▸ **RECORDED DATA**
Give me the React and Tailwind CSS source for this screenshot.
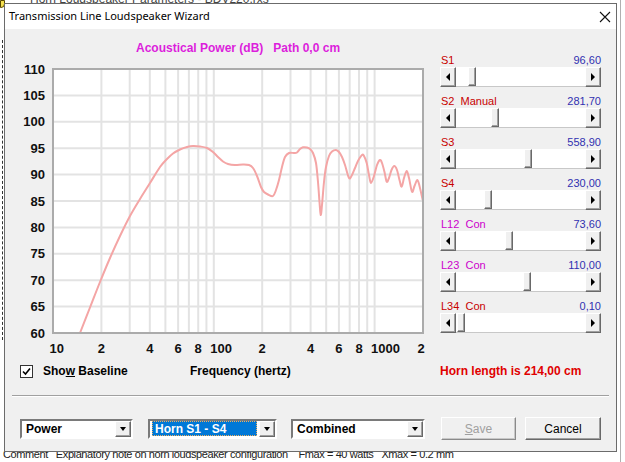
import React from "react";

const SLIDERS = [
  { label: "S1", extra: "", color: "text-[#c80000]", value: "96,60", pos: 12 },
  { label: "S2", extra: "Manual", color: "text-[#c80000]", value: "281,70", pos: 35 },
  { label: "S3", extra: "", color: "text-[#c80000]", value: "558,90", pos: 68 },
  { label: "S4", extra: "", color: "text-[#c80000]", value: "230,00", pos: 28 },
  { label: "L12", extra: "Con", color: "text-[#cc00cc]", value: "73,60", pos: 49 },
  { label: "L23", extra: "Con", color: "text-[#cc00cc]", value: "110,00", pos: 67 },
  { label: "L34", extra: "Con", color: "text-[#c80000]", value: "0,10", pos: 1 },
];

// curve traced off the plot, in page pixels
const CURVE = [
  [80, 333], [90, 307.5], [100, 282], [110, 258], [120, 236], [130, 216], [140, 199], [150, 183],
  [160, 167], [167, 159], [173, 153.5], [180, 149.5], [187, 147], [193, 146],
  [200, 146.5], [207, 148], [213, 152], [218, 157], [223, 161.5], [228, 164], [235, 165], [243, 164.5],
  [249, 165], [253, 168], [257, 176], [261, 187], [264, 192], [268, 194.5], [273, 196], [276, 190],
  [279, 180], [282, 167], [285, 157], [289, 153], [294, 153], [297, 152.5], [300, 149], [303, 147.3],
  [307, 147.5], [310, 149], [313, 153], [316, 163], [318, 182], [319.5, 202], [320.7, 215], [322, 205],
  [324, 182], [326, 167], [329, 156], [332, 151.5], [336, 150], [339, 152], [342, 157], [345, 165],
  [349, 178], [352, 175], [355, 168], [358, 161], [362, 155], [364, 156], [366.7, 163], [369, 175],
  [371, 183], [374, 176], [377, 165], [380, 160], [382, 163], [384.5, 172], [386.7, 181.7], [389, 178],
  [391.5, 170], [394.3, 166], [397, 170], [399.5, 180], [401.7, 186.7], [404, 178], [406.7, 171],
  [409, 178], [412, 191.7], [414.5, 186], [417.3, 180], [419.5, 186], [422.7, 200],
];

const L = 53, R = 423, T = 69, B = 333;
const fx = (f) => L + ((R - L) * Math.log10(f / 10)) / Math.log10(200);
const dy = (db) => T + ((110 - db) * (B - T)) / 50;

function smooth(pts) {
  let d = `M${pts[0][0]},${pts[0][1]}`;
  for (let i = 0; i < pts.length - 1; i++) {
    const p0 = pts[i - 1] || pts[i], p1 = pts[i], p2 = pts[i + 1], p3 = pts[i + 2] || p2;
    const c1 = [p1[0] + (p2[0] - p0[0]) / 6, p1[1] + (p2[1] - p0[1]) / 6];
    const c2 = [p2[0] - (p3[0] - p1[0]) / 6, p2[1] - (p3[1] - p1[1]) / 6];
    d += ` C${c1[0]},${c1[1]} ${c2[0]},${c2[1]} ${p2[0]},${p2[1]}`;
  }
  return d;
}

const GRID_F = [20, 30, 40, 50, 60, 70, 80, 90, 100, 200, 300, 400, 500, 600, 700, 800, 900, 1000];
const XLABELS = [
  { f: 10, t: "10", start: true }, { f: 20, t: "2" }, { f: 40, t: "4" }, { f: 60, t: "6" }, { f: 80, t: "8" },
  { f: 100, t: "100", start: true }, { f: 200, t: "2" }, { f: 400, t: "4" }, { f: 600, t: "6" },
  { f: 800, t: "8" }, { f: 1000, t: "1000", start: true }, { f: 2000, t: "2", nudge: -2 },
];

function Chart() {
  return (
    <svg width="420" height="300" viewBox="10 60 420 300" className="mt-[4px] block">
      <rect x={L} y={T} width={R - L} height={B - T} fill="#fff" />
      {[1, 2, 3, 4, 5, 6, 7, 8, 9].map((k) => (
        <line key={k} x1={L} x2={R} y1={dy(110 - k * 5)} y2={dy(110 - k * 5)} stroke="#e3e3e3" strokeWidth="2" />
      ))}
      {GRID_F.map((f) => (
        <line key={f} x1={fx(f)} x2={fx(f)} y1={T} y2={B} stroke="#e3e3e3" strokeWidth="2" />
      ))}
      <path d={smooth(CURVE)} fill="none" stroke="#f4a5a5" strokeWidth="2" />
      <rect x={L} y={T} width={R - L} height={B - T} fill="none" stroke="#ababab" strokeWidth="2" />
      <g fontFamily="'Liberation Sans', Arial, sans-serif" fontSize="13" fontWeight="700" fill="#111">
        {[110, 105, 100, 95, 90, 85, 80, 75, 70, 65, 60].map((v) => (
          <text key={v} x="45" y={dy(v) + 4.5} textAnchor="end">{v}</text>
        ))}
        {XLABELS.map((l, i) => (
          <text key={i} x={l.start ? fx(l.f) - 3.5 : fx(l.f) + (l.nudge || 0)} y="352.5" textAnchor={l.start ? "start" : "middle"}>
            {l.t}
          </text>
        ))}
      </g>
    </svg>
  );
}

const bevel = "bg-[#f0f0f0] border border-t-white border-l-white border-b-[#696969] border-r-[#696969] shadow-[inset_-1px_-1px_0_#a0a0a0]";

function Scroll({ pos }) {
  return (
    <div className="flex h-[20px] w-[161px] bg-white">
      <div className={`flex w-[16px] items-center justify-center ${bevel}`}>
        <div className="h-0 w-0 border-y-[4px] border-r-[4px] border-y-transparent border-r-black" />
      </div>
      <div className="flex flex-1 border-b border-b-[#c8c8c8]">
        <div style={{ width: pos }} />
        <div className={`w-[8px] ${bevel}`} />
      </div>
      <div className={`flex w-[16px] items-center justify-center ${bevel}`}>
        <div className="h-0 w-0 border-y-[4px] border-l-[4px] border-y-transparent border-l-black" />
      </div>
    </div>
  );
}

function Combo({ text, w, selected }) {
  return (
    <div className={`flex h-[20px] ${w} border-2 border-t-[#7a7a7a] border-l-[#7a7a7a] border-b-white border-r-white bg-white`}>
      <div className="flex flex-1 items-center px-[2px]">
        {selected ? (
          <span className="flex h-[15px] w-full items-center border border-dotted border-[#f0b060] bg-[#0078d7] px-[2px] text-[12px] font-bold text-white">
            {text}
          </span>
        ) : (
          <span className="px-[2px] text-[12px] font-bold text-black">{text}</span>
        )}
      </div>
      <div className={`flex w-[16px] items-center justify-center ${bevel}`}>
        <div className="h-0 w-0 border-x-[3.5px] border-t-[4px] border-x-transparent border-t-black" />
      </div>
    </div>
  );
}

export default function App() {
  return (
    <div className="relative h-[462px] w-[625px] overflow-hidden bg-white font-['Liberation_Sans',Arial,sans-serif]">
      {/* window behind the dialog */}
      <div className="absolute left-[30px] top-[-10px] text-[12px] text-[#444]">Horn Loudspeaker Parameters - BDV220.rxs</div>
      <div className="absolute left-0 top-0 h-[8px] w-[5px] rounded-br-[4px] border border-[#5a4a00] bg-[#f5e050]" />
      <div className="absolute left-[2px] top-[40px] h-[300px] border-l border-dashed border-l-[#333]" />
      <div className="absolute left-[620px] top-0 h-[462px] w-px bg-[#b0b0b0]" />
      <div className="absolute left-[3px] top-[446px] whitespace-pre text-[11px] tracking-[-0.4px] text-[#222]">
        Comment   Explanatory note on horn loudspeaker configuration    Fmax = 40 watts   Xmax = 0.2 mm
      </div>

      <div className="absolute left-[4px] top-[3px] flex h-[449px] w-[613px] flex-col border border-[#6b6b6b] bg-[#f0f0f0]">
        <div className="flex h-[25px] shrink-0 items-center justify-between bg-white pl-[4px] pr-[5px]">
          <span className="font-['Noto_Sans',sans-serif] text-[11px] text-black">Transmission Line Loudspeaker Wizard</span>
          <svg width="12" height="12" viewBox="0 0 12 12">
            <path d="M1 1 L11 11 M11 1 L1 11" stroke="#111" strokeWidth="1.1" />
          </svg>
        </div>

        <div className="flex flex-1 flex-col">
          <div className="flex pt-[11px]">
            <div className="ml-[5px] flex w-[420px] flex-col">
              <div className="h-[16px] whitespace-pre pl-[126px] text-[12px] font-bold leading-[16px] text-[#dc1edc]">
                Acoustical Power (dB)   Path 0,0 cm
              </div>
              <Chart />
            </div>
            <div className="ml-[10px] flex w-[162px] flex-col gap-[7px] pt-[13px]">
              {SLIDERS.map((s) => (
                <div key={s.label} className="flex flex-col">
                  <div className="flex h-[14px] items-center justify-between pl-px pr-[1px] text-[11px] leading-[14px]">
                    <span className={`whitespace-pre ${s.color}`}>
                      {s.label}
                      {s.extra ? `  ${s.extra}` : ""}
                    </span>
                    <span className="text-[#3030b0]">{s.value}</span>
                  </div>
                  <Scroll pos={s.pos} />
                </div>
              ))}
            </div>
          </div>

          <div className="mt-[3px] flex h-[16px] items-center text-[12px] font-bold">
            <div className="ml-[15px] flex w-[170px] items-center">
              <div className="flex h-[13px] w-[13px] items-center justify-center border border-[#333] bg-white">
                <svg width="9" height="9" viewBox="0 0 9 9">
                  <path d="M1 4.5 L3.5 7 L8 1.5" fill="none" stroke="#000" strokeWidth="1.6" />
                </svg>
              </div>
              <span className="ml-[10px]">
                Sho<span className="underline">w</span> Baseline
              </span>
            </div>
            <div className="w-[250px]">Frequency (hertz)</div>
            <div className="text-[#e00000]">Horn length is 214,00 cm</div>
          </div>

          <div className="mx-[7px] mt-[16px] h-px bg-[#a0a0a0]" />
          <div className="mx-[7px] h-px bg-white" />

          <div className="mt-[20px] flex h-[23px] items-center">
            <div className="ml-[15px]"><Combo text="Power" w="w-[113px]" /></div>
            <div className="ml-[15px]"><Combo text="Horn S1 - S4" w="w-[129px]" selected /></div>
            <div className="ml-[14px]"><Combo text="Combined" w="w-[134px]" /></div>
            <button className="ml-[16px] h-[23px] w-[75px] border border-t-white border-l-white border-b-[#8a8a8a] border-r-[#8a8a8a] bg-[#f0f0f0] text-[12px] text-[#a0a0a0] shadow-[inset_-1px_-1px_0_#c8c8c8]">
              <span className="underline">S</span>ave
            </button>
            <button className="ml-[9px] h-[23px] w-[76px] border border-t-white border-l-white border-b-[#696969] border-r-[#696969] bg-[#f0f0f0] text-[12px] text-black shadow-[inset_-1px_-1px_0_#a0a0a0]">
              Cancel
            </button>
          </div>
        </div>
      </div>
    </div>
  );
}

▸ **REQUIREMENTS**
Identify the lines that hold the word "React". Copy every one of them.

▸ **TASK RESPONSE**
Give me the React and Tailwind CSS source for this screenshot.
import React from "react";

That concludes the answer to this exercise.